Boham outlines a practical sequence built around removing, replacing, reinoculating, repairing, and rebalancing. The first step is to remove foods that contribute to inflammation and use either an elimination diet or a clearly anti-inflammatory pattern. From there, the focus expands to supporting digestion, feeding beneficial microbes, and helping the gut lining recover.

The conversation also grounds this in actual foods. Cruciferous vegetables such as broccoli, cauliflower, cabbage, and Brussels sprouts may support healthier estrogen metabolism. Omega 3 fats are presented as another meaningful lever for inflammation. Boham also mentions methylation pathways and the quality of B vitamins, especially when the goal is to support detoxification and hormone handling with more precision.

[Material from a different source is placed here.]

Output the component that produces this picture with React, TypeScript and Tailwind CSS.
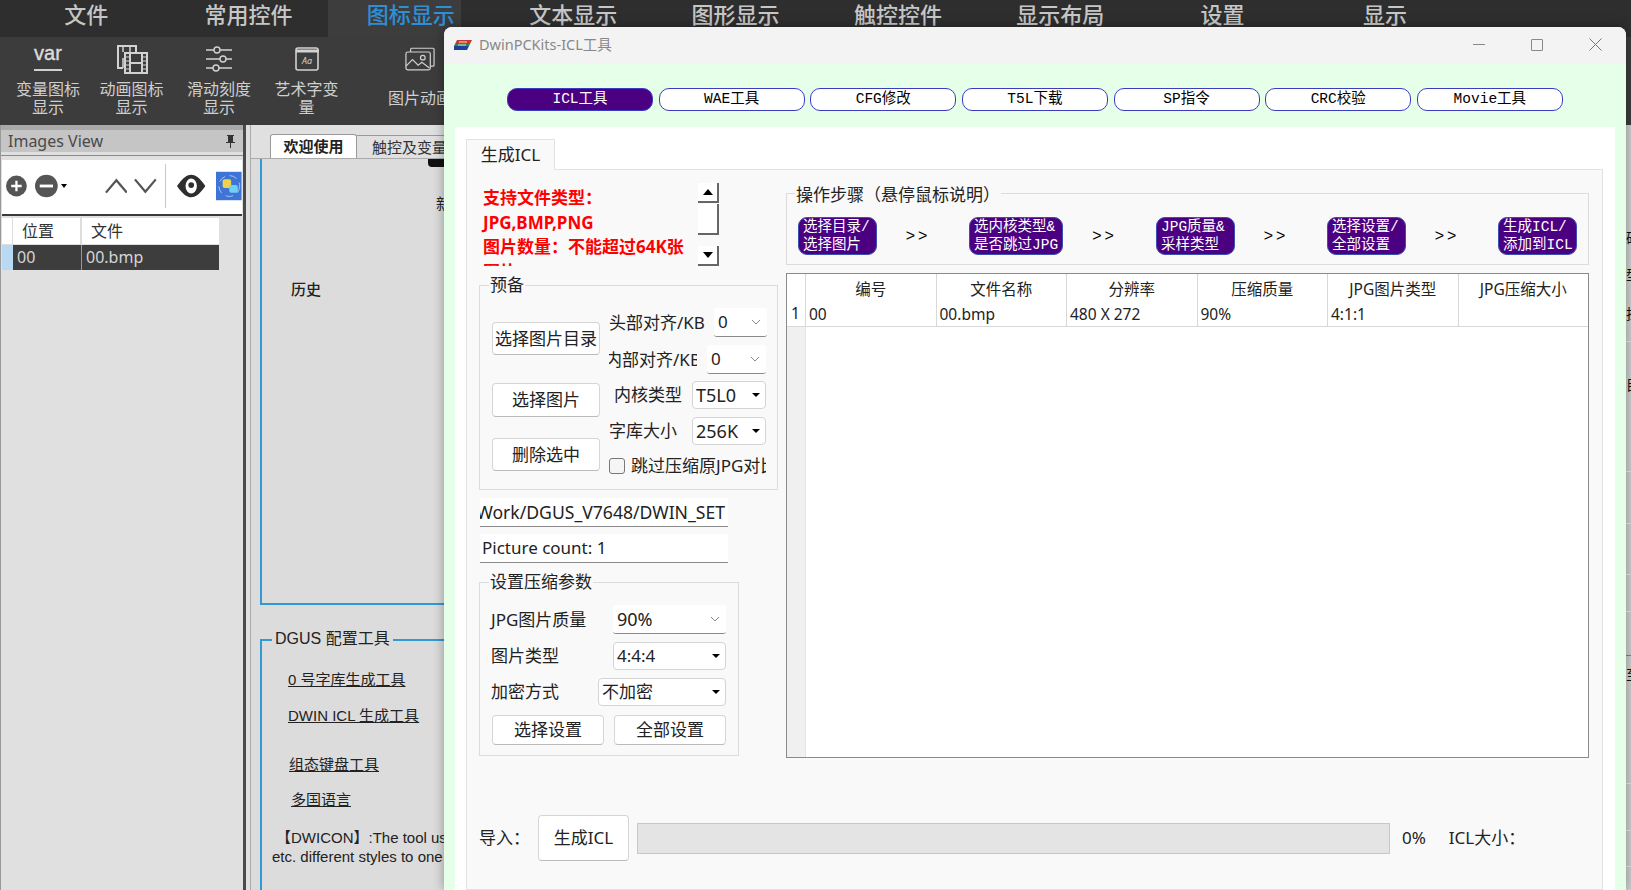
import React from 'react';

const UI = 'font-["Noto_Sans","Noto_Sans_CJK_SC",sans-serif]';
const MONO = 'font-["Liberation_Mono","Noto_Sans_CJK_SC",monospace]';
const ARIAL = 'font-["Liberation_Sans","Noto_Sans_CJK_SC",sans-serif]';

const topTabs = ['文件', '常用控件', '图标显示', '文本显示', '图形显示', '触控控件', '显示布局', '设置', '显示'];
const pills = ['ICL工具', 'WAE工具', 'CFG修改', 'T5L下载', 'SP指令', 'CRC校验', 'Movie工具'];
const columns = ['编号', '文件名称', '分辨率', '压缩质量', 'JPG图片类型', 'JPG压缩大小'];
const cells = ['00', '00.bmp', '480 X 272', '90%', '4:1:1', ''];

// what peeks out to the right of the floating window, y is from the top of the strip
const sideMarks: { y: number; h: number; text?: string; color?: string }[] = [
  { y: 106, h: 14, text: '硬' },
  { y: 143, h: 14, text: '型' },
  { y: 182, h: 14, text: '挂' },
  { y: 216, h: 1, color: '#e8e8e8' },
  { y: 253, h: 14, text: '目' },
  { y: 346, h: 1, color: '#e8e8e8' },
  { y: 398, h: 1, color: '#e8e8e8' },
  { y: 449, h: 1, color: '#e8e8e8' },
  { y: 486, h: 1, color: '#e8e8e8' },
  { y: 530, h: 1, color: '#2f9ad6' },
  { y: 543, h: 14, text: '至' },
  { y: 658, h: 1, color: '#e8e8e8' },
  { y: 705, h: 1, color: '#e8e8e8' },
  { y: 741, h: 1, color: '#e8e8e8' },
];

function VarIcon() {
  return (
    <div className="flex flex-col items-center w-[30px] h-[34px]">
      <span className={`${ARIAL} text-[20px] leading-[22px] font-normal text-[#dcdcdc] [-webkit-text-stroke:0.4px_#dcdcdc]`}>var</span>
      <div className="w-[28px] h-[2px] bg-[#d0d0d0] mt-[5px]" />
    </div>
  );
}

function FilmIcon() {
  return (
    <svg width="32" height="30" viewBox="0 0 32 30" fill="none" stroke="#d2d2d2" strokeWidth="2">
      <path d="M20 8V2H2v22h5" />
      <path d="M7 2v6M7 14v10M14 2v6" strokeWidth="1.5" />
      <rect x="9" y="9" width="22" height="20" />
      <path d="M14 9v20M26 9v20M14 19h12" />
      <path d="M9 13h5M9 17h5M9 21h5M9 25h5M26 13h5M26 17h5M26 21h5M26 25h5" strokeWidth="1.2" />
    </svg>
  );
}

function SlidersIcon() {
  return (
    <svg width="28" height="26" viewBox="0 0 28 26" fill="none" stroke="#d2d2d2" strokeWidth="1.4">
      <path d="M1 4h8M15 4h12M1 13h14M21 13h6M1 22h7M14 22h13" />
      <circle cx="12" cy="4" r="3" />
      <circle cx="18" cy="13" r="3" />
      <circle cx="11" cy="22" r="3" />
    </svg>
  );
}

function ArtIcon() {
  return (
    <svg width="24" height="24" viewBox="0 0 24 24" fill="none">
      <rect x="1" y="1" width="22" height="22" rx="2" stroke="#d2d2d2" strokeWidth="1.6" />
      <path d="M1 4h23" stroke="#d2d2d2" strokeWidth="3" />
      <text x="12" y="17" textAnchor="middle" fontSize="9" fontStyle="italic" fill="#d2d2d2">Aa</text>
    </svg>
  );
}

function ImagesIcon() {
  return (
    <svg width="30" height="25" viewBox="0 0 32 26" fill="none" stroke="#cfcfcf" strokeWidth="1.3">
      <path d="M6 5V2a1 1 0 0 1 1-1h23a1 1 0 0 1 1 1v17a1 1 0 0 1-1 1h-3" />
      <rect x="1" y="5" width="26" height="19" rx="2" />
      <path d="M1 20l7-7 6 6 4-3 8 6" />
      <circle cx="19" cy="11" r="2.5" />
    </svg>
  );
}

function RibbonItem({ icon, lines, w, labelTop }: { icon: React.ReactNode; lines: string[]; w: string; labelTop: string }) {
  return (
    <div className={`${w} shrink-0 flex flex-col items-center`}>
      <div className="h-[30px] flex items-center justify-center">{icon}</div>
      <div className={`${labelTop} text-[16px] leading-[18px] text-[#cfcfcf] text-center whitespace-nowrap`}>
        {lines.map((l) => (
          <div key={l}>{l}</div>
        ))}
      </div>
    </div>
  );
}

function Toolbar() {
  return (
    <div className="mx-[1px] mt-[4px] h-[56px] bg-white flex items-center pl-[4px] pb-[2px] border-b-2 border-[#3a3a3a]">
      <svg width="22" height="24" viewBox="0 0 24 24">
        <circle cx="12" cy="12" r="12" fill="#555" />
        <path d="M12 6v12M6 12h12" stroke="#fff" strokeWidth="2.6" />
      </svg>
      <svg width="24" height="24" viewBox="0 0 24 24" className="ml-[8px]">
        <circle cx="12" cy="12" r="12" fill="#555" />
        <path d="M5 12h14" stroke="#fff" strokeWidth="3" />
      </svg>
      <div className="ml-[3px] w-0 h-0 border-x-[3px] border-x-transparent border-t-[4px] border-t-black" />
      <svg width="24" height="16" viewBox="0 0 24 16" fill="none" stroke="#555" strokeWidth="2.4" className="ml-[38px]">
        <path d="M1 15 12 2l11 13" />
      </svg>
      <svg width="24" height="16" viewBox="0 0 24 16" fill="none" stroke="#555" strokeWidth="2.4" className="ml-[7px]">
        <path d="M1 1l11 13L23 1" />
      </svg>
      <div className="ml-[8px] w-[1px] h-[44px] bg-[#c8c8c8]" />
      <svg width="30" height="24" viewBox="0 0 30 24" className="ml-[11px]">
        <path d="M0 12C6 3 11 0 15 0s9 3 15 12c-6 9-11 12-15 12S6 21 0 12z" fill="#2e2e2e" />
        <ellipse cx="15" cy="12" rx="6" ry="8" fill="#fff" />
        <circle cx="15" cy="11" r="3" fill="#2e2e2e" />
      </svg>
      <svg width="27" height="30" viewBox="0 0 27 30" className="ml-[11px]">
        <rect width="27" height="30" fill="#3d74d6" />
        <circle cx="14" cy="15" r="11" fill="none" stroke="#a9c6f2" strokeWidth="1" strokeDasharray="8 5" />
        <rect x="7" y="8" width="9" height="9" rx="2" fill="#f0d24a" />
        <rect x="14" y="14" width="9" height="8" rx="2" fill="#6fd0f2" />
      </svg>
    </div>
  );
}

function ImagesPanel() {
  return (
    <div className="w-[246px] shrink-0 flex flex-col border-r-[3px] border-l border-l-[#999] border-r-[#4a4a4a] bg-[#e0e0e0]">
      <div className="h-[5px] bg-[#a9a9a9]" />
      <div className="h-[22px] bg-[#c5c5c5] flex items-center justify-between pl-[7px] pr-[8px] text-[16px] text-[#4a4a4a]">
        <span>Images View</span>
        <svg width="9" height="14" viewBox="0 0 9 14" fill="#333">
          <path d="M1 1h7v1H7v6h2v1H5v5H4V9H0V8h2V2H1z" />
        </svg>
      </div>
      <div className="h-[1px] mt-[3px] bg-[#8a8a8a]" />
      <Toolbar />
      <div className="mt-[2px] ml-[1px] mr-[24px] text-[16px]">
        <div className="h-[26px] flex bg-white text-[#333]">
          <div className="w-[11px] border-r border-[#ddd]" />
          <div className="w-[69px] pl-[9px] border-r-2 border-[#ddd] leading-[26px]">位置</div>
          <div className="flex-1 pl-[9px] leading-[26px]">文件</div>
        </div>
        <div className="h-[26px] flex bg-[#3d3d3d] text-[#d6d6d6] border-t border-[#ddd]">
          <div className="w-[11px] bg-[#b9d9f2]" />
          <div className="w-[69px] pl-[4px] border-r border-[#999] leading-[25px]">00</div>
          <div className="flex-1 pl-[4px] leading-[25px]">00.bmp</div>
        </div>
      </div>
    </div>
  );
}

function WelcomePanel() {
  return (
    <div className="flex-1 relative flex flex-col bg-[#dcdcdc] border-l border-[#aaa] ml-[4px] overflow-hidden">
      <div className="h-[34px] shrink-0 flex items-end pl-[19px] border-b border-[#aaa] bg-[#e0e0e0]">
        <div className="w-[87px] h-[24px] bg-white rounded-t-[3px] border-x border-t border-[#999] text-center text-[15px] font-bold leading-[23px] text-[#222]">
          欢迎使用
        </div>
        <div className="w-[120px] h-[23px] pl-[15px] border-t border-[#999] text-[15px] leading-[22px] text-[#333] whitespace-nowrap">
          触控及变量配置
        </div>
      </div>
      <div className="ml-[9px] h-[446px] shrink-0 border-l-2 border-b-2 border-[#2f9ad6] flex flex-col">
        <div className="ml-[166px] w-[30px] h-[8px] bg-[#111] rounded-bl-[4px]" />
        <div className="ml-[174px] mt-[26px] text-[15px] leading-[20px] text-[#222]">新建</div>
        <div className="ml-[29px] mt-[66px] text-[15px] leading-[20px] font-medium text-[#222]">历史</div>
      </div>
      <div className={`${ARIAL} ml-[9px] mt-[34px] h-[251px] shrink-0 border-l-2 border-t-2 border-[#2f9ad6] relative text-[15px] text-[#222]`}>
        <div className="absolute -top-[13px] left-[10px] bg-[#dcdcdc] px-[3px] text-[16px] leading-[22px]">DGUS 配置工具</div>
        <div className="ml-[26px] mt-[29px] leading-[20px] underline">0 号字库生成工具</div>
        <div className="ml-[26px] mt-[16px] leading-[20px] underline">DWIN ICL 生成工具</div>
        <div className="ml-[27px] mt-[29px] leading-[20px] underline">组态键盘工具</div>
        <div className="ml-[29px] mt-[15px] leading-[20px] underline">多国语言</div>
        <div className="ml-[14px] mt-[18px] leading-[19px] whitespace-nowrap">【DWICON】:The tool used to convert</div>
        <div className="ml-[10px] leading-[19px] whitespace-nowrap">etc. different styles to one file format</div>
      </div>
      <div className="absolute inset-y-0 right-[5px] w-[70px] bg-gradient-to-r from-transparent to-black/15" />
    </div>
  );
}

function SideStrip() {
  let prev = 0;
  return (
    <div className="w-[5px] shrink-0 flex flex-col overflow-hidden bg-[#cfcfcf]">
      {sideMarks.map((m) => {
        const top = m.y - prev;
        prev = m.y + m.h;
        return m.text ? (
          <div key={m.y} className="h-[14px] w-[5px] overflow-hidden text-[14px] leading-[14px] text-[#111] whitespace-nowrap" style={{ marginTop: top }}>
            {m.text}
          </div>
        ) : (
          <div key={m.y} className="h-[1px] shrink-0" style={{ marginTop: top, backgroundColor: m.color }} />
        );
      })}
    </div>
  );
}

function Combo({ value, w, mode, big }: { value: string; w: string; mode: 'flat' | 'drop'; big?: boolean }) {
  if (mode === 'flat') {
    return (
      <div className={`${w} h-[29px] shrink-0 bg-white border-b border-[#8a8a8a] rounded-[3px] flex items-center justify-between pl-[4px] pr-[6px]`}>
        <span className={big ? 'text-[18px]' : ''}>{value}</span>
        <svg width="10" height="6" viewBox="0 0 10 6" fill="none" stroke="#888" strokeWidth="1">
          <path d="M1 1l4 4 4-4" />
        </svg>
      </div>
    );
  }
  return (
    <div className={`${w} h-[28px] shrink-0 bg-white border border-[#d4d4d4] rounded-[4px] flex items-center justify-between pl-[3px] pr-[5px]`}>
      <span className={big ? 'text-[18px]' : ''}>{value}</span>
      <div className="w-0 h-0 border-x-[4px] border-x-transparent border-t-[4px] border-t-black" />
    </div>
  );
}

function Btn({ children, className }: { children: React.ReactNode; className: string }) {
  return (
    <div className={`${className} shrink-0 bg-white border border-[#d6d6d6] border-b-[#bbb] rounded-[4px] flex items-center justify-center text-[#222] whitespace-nowrap`}>
      {children}
    </div>
  );
}

function PrepGroup() {
  return (
    <div className="relative mt-[19px] w-[299px] h-[205px] border border-[#dcdcdc] flex pl-[12px] text-[17px] text-[#222]">
      <span className="absolute -top-[13px] left-[9px] px-[1px] bg-[#f9f9f9] leading-[24px]">预备</span>
      <div className="w-[108px] shrink-0 pt-[36px] flex flex-col">
        <Btn className="w-[108px] h-[33px]">选择图片目录</Btn>
        <Btn className="w-[108px] h-[34px] mt-[28px]">选择图片</Btn>
        <Btn className="w-[108px] h-[33px] mt-[21px]">删除选中</Btn>
      </div>
      <div className="w-[157px] ml-[9px] pt-[22px] flex flex-col">
        <div className="h-[29px] flex items-center">
          <span className="w-[105px] shrink-0 whitespace-nowrap">头部对齐/KB</span>
          <Combo value="0" w="w-[53px]" mode="flat" />
        </div>
        <div className="h-[29px] mt-[8px] flex items-center">
          <div className="w-[88px] shrink-0 overflow-hidden flex justify-center">
            <span className="whitespace-nowrap">内部对齐/KB</span>
          </div>
          <div className="w-[10px] shrink-0" />
          <Combo value="0" w="w-[59px]" mode="flat" />
        </div>
        <div className="h-[28px] mt-[7px] flex items-center">
          <span className="w-[83px] pl-[5px] shrink-0 whitespace-nowrap">内核类型</span>
          <Combo value="T5L0" w="w-[74px]" mode="drop" big />
        </div>
        <div className="h-[28px] mt-[8px] flex items-center">
          <span className="w-[83px] shrink-0 whitespace-nowrap">字库大小</span>
          <Combo value="256K" w="w-[74px]" mode="drop" big />
        </div>
        <div className="h-[18px] mt-[12px] flex items-center overflow-hidden">
          <div className="w-[16px] h-[16px] shrink-0 rounded-[3px] border border-[#777] bg-[#f5f5f5]" />
          <span className="ml-[6px] whitespace-nowrap">跳过压缩原JPG对比</span>
        </div>
      </div>
    </div>
  );
}

function CompressGroup() {
  return (
    <div className="relative mt-[19px] w-[260px] h-[174px] border border-[#dcdcdc] pl-[11px] text-[17px] text-[#222]">
      <span className="absolute -top-[13px] left-[9px] px-[1px] bg-[#f9f9f9] leading-[24px]">设置压缩参数</span>
      <div className="mt-[22px] pr-[12px] h-[29px] flex items-center justify-between">
        <span>JPG图片质量</span>
        <Combo value="90%" w="w-[113px]" mode="flat" big />
      </div>
      <div className="mt-[8px] pr-[12px] h-[28px] flex items-center justify-between">
        <span>图片类型</span>
        <Combo value="4:4:4" w="w-[113px]" mode="drop" />
      </div>
      <div className="mt-[8px] pr-[12px] h-[28px] flex items-center justify-between">
        <span>加密方式</span>
        <Combo value="不加密" w="w-[128px]" mode="drop" />
      </div>
      <div className="mt-[9px] flex gap-[10px] pl-[1px]">
        <Btn className="w-[112px] h-[30px]">选择设置</Btn>
        <Btn className="w-[112px] h-[30px]">全部设置</Btn>
      </div>
    </div>
  );
}

function LeftColumn() {
  return (
    <div className="w-[308px] shrink-0 ml-[12px] flex flex-col">
      <div className="h-[83px] w-[240px] flex justify-between">
        <div className="h-[83px] w-[205px] overflow-hidden pl-[4px] pt-[3px] text-[17px] leading-[24.5px] font-bold text-[#ff0000] whitespace-nowrap">
          <div>支持文件类型：</div>
          <div>JPG,BMP,PNG</div>
          <div>图片数量：不能超过64K张</div>
          <div>图片</div>
        </div>
        <div className="w-[21px] flex flex-col justify-between">
          <div>
            <div className="h-[20px] bg-white border-b-2 border-r-2 border-[#666] flex items-center justify-center">
              <div className="w-0 h-0 border-x-[5px] border-x-transparent border-b-[6px] border-b-black" />
            </div>
            <div className="h-[31px] mt-[1px] bg-white border-b-2 border-r-2 border-[#666]" />
          </div>
          <div className="h-[20px] bg-white border-b-2 border-r-2 border-[#666] flex items-center justify-center">
            <div className="w-0 h-0 border-x-[5px] border-x-transparent border-t-[6px] border-t-black" />
          </div>
        </div>
      </div>
      <PrepGroup />
      <div className="mt-[8px] ml-[1px] w-[248px] h-[29px] bg-white border-b border-[#8a8a8a] overflow-hidden flex justify-end items-center pr-[3px] text-[17.6px] text-[#222] whitespace-nowrap">
        C:/Work/DGUS_V7648/DWIN_SET
      </div>
      <div className="mt-[7px] ml-[1px] w-[248px] h-[29px] bg-white border-b border-[#8a8a8a] flex items-center pl-[2px] text-[17px] text-[#222]">
        Picture count: 1
      </div>
      <CompressGroup />
    </div>
  );
}

function StepBtn({ a, b, w }: { a: string; b: string; w: string }) {
  return (
    <div className={`${w} ${MONO} h-[38px] shrink-0 rounded-[9px] bg-[#4b0082] border border-[#3c4fb0] text-white text-[14.5px] leading-[17.5px] pl-[4px] pt-[1px] whitespace-nowrap overflow-hidden`}>
      <div>{a}</div>
      <div>{b}</div>
    </div>
  );
}

function Arrows({ w }: { w: string }) {
  return (
    <div className={`${w} ${ARIAL} shrink-0 h-[38px] flex items-center justify-center pr-[10px] text-[16px] tracking-[3px] text-black`}>
      &gt;&gt;
    </div>
  );
}

function RightColumn() {
  return (
    <div className="w-[803px] shrink-0 flex flex-col ml-[-1px]">
      <div className="relative mt-[10px] h-[72px] border border-[#dcdcdc] flex items-start pt-[23px] pl-[11px]">
        <span className="absolute -top-[11px] left-[8px] px-[1px] bg-[#f9f9f9] text-[17px] leading-[24px] text-[#222]">
          操作步骤（悬停鼠标说明）
        </span>
        <StepBtn a="选择目录/" b="选择图片" w="w-[79px]" />
        <Arrows w="w-[92px]" />
        <StepBtn a="选内核类型&" b="是否跳过JPG" w="w-[94px]" />
        <Arrows w="w-[93px]" />
        <StepBtn a="JPG质量&" b="采样类型" w="w-[79px]" />
        <Arrows w="w-[92px]" />
        <StepBtn a="选择设置/" b="全部设置" w="w-[79px]" />
        <Arrows w="w-[92px]" />
        <StepBtn a="生成ICL/" b="添加到ICL" w="w-[79px]" />
      </div>
      <div className="mt-[8px] h-[485px] border border-[#8a8a8a] bg-white flex flex-col text-[15.5px] text-[#222]">
        <div className="flex border-b border-[#d8d8d8] h-[53px]">
          <div className="w-[19px] shrink-0 pt-[27px] pl-[4px] border-r border-[#d8d8d8] leading-[24px]">1</div>
          {columns.map((c, i) => (
            <div key={c} className="flex-1 border-r border-[#d8d8d8] last:border-r-0">
              <div className="h-[29px] leading-[30px] text-center">{c}</div>
              <div className="h-[23px] leading-[23px] pl-[3px]">{cells[i]}</div>
            </div>
          ))}
        </div>
        <div className="flex-1 w-[19px] bg-[#f0f0f0] border-r border-[#e4e4e4]" />
      </div>
    </div>
  );
}

function IclWindow() {
  return (
    <div className={`${UI} absolute left-[444px] top-[27px] w-[1182px] h-[863px] rounded-t-[8px] overflow-hidden bg-[#e6ffe8] flex flex-col shadow-[0_0_12px_rgba(0,0,0,0.35)]`}>
      <div className="h-[37px] shrink-0 bg-[#f3f3f3] flex items-center pb-[2px]">
        <svg width="18" height="10" viewBox="0 0 18 10" className="ml-[10px]">
          <path d="M3 0h15l-2 4H1z" fill="#c8372d" />
          <path d="M1 4h15l-1 2H0z" fill="#2a8a3c" />
          <path d="M0 6h15l-2 4H0z" fill="#1f3f9e" />
          <path d="M5 2h8M4 5h8" stroke="#fff" strokeWidth="0.8" />
        </svg>
        <span className="ml-[7px] text-[14.5px] text-[#888]">DwinPCKits-ICL工具</span>
        <div className="ml-auto flex items-center">
          <div className="w-[12px] h-[1px] bg-[#888] mr-[46px]" />
          <div className="w-[12px] h-[12px] border border-[#888] rounded-[1px] mr-[46px]" />
          <svg width="13" height="13" viewBox="0 0 13 13" stroke="#777" strokeWidth="1" className="mr-[24px]">
            <path d="M0.5 0.5l12 12M12.5 0.5l-12 12" />
          </svg>
        </div>
      </div>
      <div className="h-[63px] shrink-0 flex items-start pl-[63px] pt-[24px] gap-[5.65px]">
        {pills.map((p, i) => (
          <div
            key={p}
            className={`${MONO} w-[146px] h-[23px] shrink-0 rounded-[10px] border border-[#3c3cc0] text-center text-[14.5px] leading-[21px] ${
              i === 0 ? 'bg-[#4b0082] text-white' : 'bg-white text-black'
            }`}
          >
            {p}
          </div>
        ))}
      </div>
      <div className="flex-1 mx-[11px] bg-white pt-[12px] pl-[11px] pr-[12px] flex flex-col min-h-0">
        <div className="w-[89px] h-[31px] shrink-0 bg-[#f9f9f9] border border-b-0 border-[#e2e2e2] text-[17px] leading-[30px] text-center text-[#222] relative z-10">
          生成ICL
        </div>
        <div className="flex-1 bg-[#f9f9f9] border border-[#e2e2e2] -mt-[1px] pt-[13px] flex flex-col min-h-0">
          <div className="flex h-[575px] shrink-0">
            <LeftColumn />
            <RightColumn />
          </div>
          <div className="mt-[57px] pl-[12px] flex items-center text-[17px] text-[#222]">
            <span className="w-[59px] shrink-0">导入：</span>
            <Btn className="w-[91px] h-[46px]">生成ICL</Btn>
            <div className="ml-[8px] w-[753px] h-[31px] shrink-0 bg-[#e4e4e4] border border-[#c8c8c8]" />
            <span className="ml-[12px]">0%</span>
            <span className="ml-[23px]">ICL大小：</span>
          </div>
        </div>
      </div>
    </div>
  );
}

export default function App() {
  return (
    <div className={`${UI} relative w-full h-[890px] overflow-hidden bg-[#e0e0e0]`}>
      <div className="h-[37px] flex bg-[#2e2e2e] pl-[5px]">
        {topTabs.map((t, i) => (
          <div
            key={i}
            className={`shrink-0 text-center text-[22px] leading-[28px] font-medium ${
              i === 2
                ? 'w-[164.35px] -ml-[2px] pl-[2px] bg-[linear-gradient(to_right,#3d3d3d_133px,transparent_133px)] text-[#2d8fd8]'
                : 'w-[162.35px] text-[#c6c6c6]'
            }`}
          >
            {t}
          </div>
        ))}
      </div>
      <div className="h-[88px] bg-[#3c3c3c] flex items-start pt-[7px] pl-[8px]">
        <RibbonItem icon={<VarIcon />} lines={['变量图标', '显示']} w="w-[80px]" labelTop="mt-[6px]" />
        <RibbonItem icon={<FilmIcon />} lines={['动画图标', '显示']} w="w-[87px]" labelTop="mt-[6px]" />
        <RibbonItem icon={<SlidersIcon />} lines={['滑动刻度', '显示']} w="w-[88px]" labelTop="mt-[6px]" />
        <RibbonItem icon={<ArtIcon />} lines={['艺术字变', '量']} w="w-[87px]" labelTop="mt-[6px]" />
        <RibbonItem icon={<ImagesIcon />} lines={['图片动画']} w="w-[140px]" labelTop="mt-[15px]" />
      </div>
      <div className="flex h-[765px]">
        <ImagesPanel />
        <WelcomePanel />
        <SideStrip />
      </div>
      <IclWindow />
    </div>
  );
}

Toxins, stress, and the overall terrain

The episode repeatedly warns against looking only at isolated hormone values. Environmental toxins, food sensitivities, celiac disease or non celiac gluten sensitivity, and chronic stress all deserve attention. When Boham talks about rebalancing, she is also talking about activating the parasympathetic nervous system and creating a biological state that is more compatible with repair and less compatible with constant immune reactivity.

That matters because it avoids two opposite mistakes. One is the fantasy that diet or supplements alone solve everything. The other is the resignation that symptom suppression is the only option. The episode argues for a more serious middle ground: use conventional treatment when needed, but widen the plan to include inflammatory, digestive, hormonal, and behavioral drivers that can meaningfully change the course of symptoms.

What a patient can actually take from this episode

The practical value of the conversation is that it restores judgment. Severe pain should not be normalized. Surgery should not be dismissed, but it should not be idealized either. Diet is not cosmetic here. It is a tool for changing inflammation and hormone metabolism. The gut and microbiome stop being accessories. Evaluation moves from asking only where the pain is to asking why the terrain favors pain, inflammation, and persistence.

In short, Hyman and Boham present endometriosis as a complex condition that needs a complex response. They do not offer one magic fix. They offer a smarter sequence: confirm the diagnosis when necessary, reduce pain, use surgery when indicated, and at the same time work on inflammation, the microbiome, estrogen handling, blood sugar, toxins, and stress. For many patients, that combination is not optional. It is the first time the treatment actually resembles the disease they are living with.